* Dataset content *
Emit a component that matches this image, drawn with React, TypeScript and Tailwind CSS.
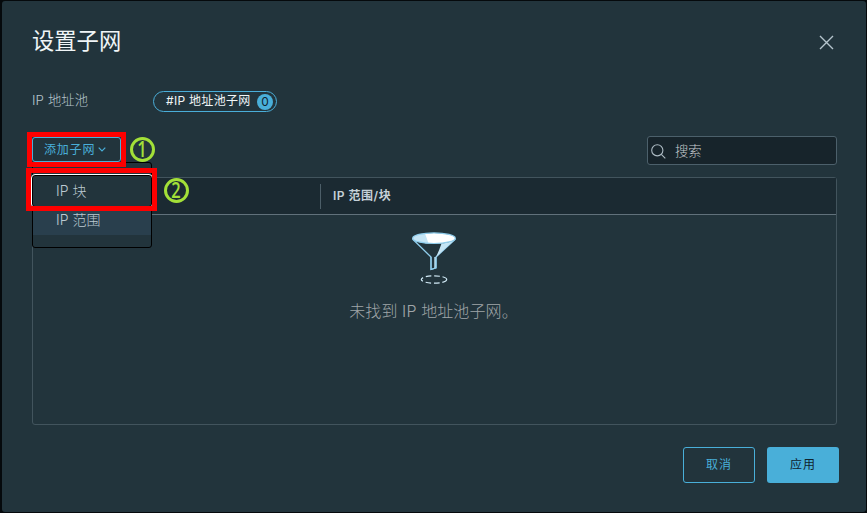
import React from 'react';

function Funnel() {
  return (
    <svg width="46" height="54" viewBox="0 0 46 54" fill="none" className="block">
      <path d="M1.500 8 L20 26 V38.500 L25 36.800 V26 L44.500 8" stroke="#8fcdec" strokeWidth="1.300" strokeLinejoin="round" />
      <path d="M30.500 12.500 Q38 12 44 8.500 L25 26 Q28 20 30.500 12.500 Z" fill="#c5e5f5" />
      <path d="M23.300 26 H25 V36.800 L23.300 37.300 Z" fill="#c5e5f5" />
      <path d="M20 26 V38.500 L25 36.800 V26" stroke="#8fcdec" strokeWidth="1.200" />
      <ellipse cx="23" cy="7.200" rx="21.300" ry="5.300" fill="#fff" />
      <path d="M1.700 7.200 C2 4.500 7 2.800 14 2.400 L17.500 12.200 C8 11.700 2 9.800 1.700 7.200Z" fill="#c5e5f5" />
      <ellipse cx="23" cy="7.200" rx="21.300" ry="5.300" stroke="#8fcdec" strokeWidth="1.200" />
      <ellipse cx="23" cy="48.500" rx="12.700" ry="3.700" stroke="#d3ecf8" strokeWidth="1.200" strokeDasharray="5.500 2.800" />
    </svg>
  );
}

function Step({ n, className }: { n: string; className: string }) {
  return (
    <div className={`absolute z-30 flex size-[25px] items-center justify-center rounded-full border-[3px] border-[#a3e038] font-['Open_Sans',sans-serif] text-[21px] leading-none font-semibold text-[#a3e038] ${className}`}>
      <span className="scale-x-[0.78]">{n}</span>
    </div>
  );
}

export default function App() {
  return (
    <div className="h-[513px] w-[867px] overflow-hidden bg-[#05090c] pt-px pl-[2px] font-['Inter','Noto_Sans_CJK_SC',sans-serif] font-light">
      <div className="relative flex h-[511px] w-[864px] flex-col rounded-[3px] bg-[#22343c] pr-[27px] pl-[30px]">
        <header className="flex h-[83px] shrink-0 items-center justify-between">
          <h1 className="pb-[2px] text-[22.300px] leading-none font-normal text-[#f0f5f7]">设置子网</h1>
          <svg width="15" height="15" viewBox="0 0 15 15" className="mr-[5px] block" stroke="#b5c4cd" strokeWidth="1.400">
            <path d="M1 1 L14 14 M14 1 L1 14" />
          </svg>
        </header>

        <div className="flex h-[35px] shrink-0 items-center">
          <span className="w-[121px] pb-px text-[13.300px] leading-none tracking-[0.100px] text-[#b5c3cb]">IP 地址池</span>
          <div className="flex h-[21px] w-[124px] items-center justify-between rounded-full border border-[#4aaed9] pr-[3px] pl-[12px] text-[12px] leading-none text-[#f0f5f7]">
            <span className="pb-px whitespace-nowrap font-normal tracking-[0.300px]">#IP 地址池子网</span>
            <span className="flex size-[16px] items-center justify-center rounded-full bg-[#49afd9] text-[12px] font-normal text-[#10232e]">0</span>
          </div>
        </div>

        <div className="mt-[17px] flex h-[29px] shrink-0 items-start justify-between">
          <button className="mt-px flex h-[25px] w-[89px] items-center rounded-[3px] border border-[#4aaed9] pl-[11px] text-[12px] leading-none font-normal tracking-[0.800px] text-[#49afd9]">
            添加子网
            <svg width="8" height="5" viewBox="0 0 8 5" className="ml-[3px]" fill="none" stroke="currentColor" strokeWidth="1.200">
              <path d="M0.700 0.700 L4 4 L7.300 0.700" />
            </svg>
          </button>
          <div className="mr-[2px] flex h-[29px] w-[190px] items-center rounded-[3px] border border-[#4c606b] bg-[#17242b] pl-[3px]">
            <svg width="15" height="15" viewBox="0 0 15 15" fill="none" stroke="#acbac3" strokeWidth="1.100" className="mt-px">
              <circle cx="6.300" cy="6.300" r="5.600" />
              <path d="M10.300 10.300 L14.300 14.300" />
            </svg>
            <span className="ml-[9px] pt-[2px] text-[13.300px] leading-none text-[#c8ced1]">搜索</span>
          </div>
        </div>

        <div className="mt-[12px] flex h-[248px] w-[805px] shrink-0 flex-col rounded-[3px] border border-[#42545d]">
          <div className="flex h-[37px] shrink-0 items-center border-b border-[#61717b] bg-[#1b2a32]">
            <div className="h-[25px] w-[288px] border-r border-[#4c5e68]" />
            <span className="ml-[12px] text-[12px] leading-none font-semibold tracking-[0.500px] text-[#c6d1d8]">IP 范围/块</span>
          </div>
          <div className="mr-[2px] flex flex-col items-center pt-[16px]">
            <Funnel />
            <p className="mt-[18px] text-[16px] leading-none tracking-[0.100px] text-[#a0a6a9]">未找到 IP 地址池子网。</p>
          </div>
        </div>

        <footer className="mt-[22px] flex justify-end gap-[12px] text-[12px] leading-none font-normal tracking-[1px]">
          <button className="h-[36px] w-[72px] rounded-[3px] border border-[#49afd9] text-[#49afd9]">取消</button>
          <button className="h-[36px] w-[72px] rounded-[3px] bg-[#49afd9] text-[#10232e]">应用</button>
        </footer>

        <div className="absolute top-[161px] left-[30px] z-10 h-[86px] w-[120px] rounded-[3px] border border-black bg-[#22343c] pt-[12px] text-[14px] leading-none text-[#bccad2]">
          <div className="-mx-px flex h-[32px] items-center rounded-[3px] border border-black pb-px pl-[23px] outline outline-white">IP 块</div>
          <div className="flex h-[28px] items-center bg-[#293f4d] pb-[2px] pl-[23px]">IP 范围</div>
        </div>

        <div className="absolute top-[131px] left-[25px] z-20 h-[35px] w-[99px] border-[5px] border-[#fe0000]" />
        <div className="absolute top-[167px] left-[24px] z-20 h-[43px] w-[131px] border-[5px] border-[#fe0000]" />
        <Step n="1" className="top-[136px] left-[128px]" />
        <Step n="2" className="top-[177px] left-[162px]" />
      </div>
    </div>
  );
}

* Required task *
Leave out the pictures and restate, word for word, the lines from the top of the data through the line containing "import React from 'react';", both included.

* Final result *
Emit a component that matches this image, drawn with React, TypeScript and Tailwind CSS.
import React from 'react';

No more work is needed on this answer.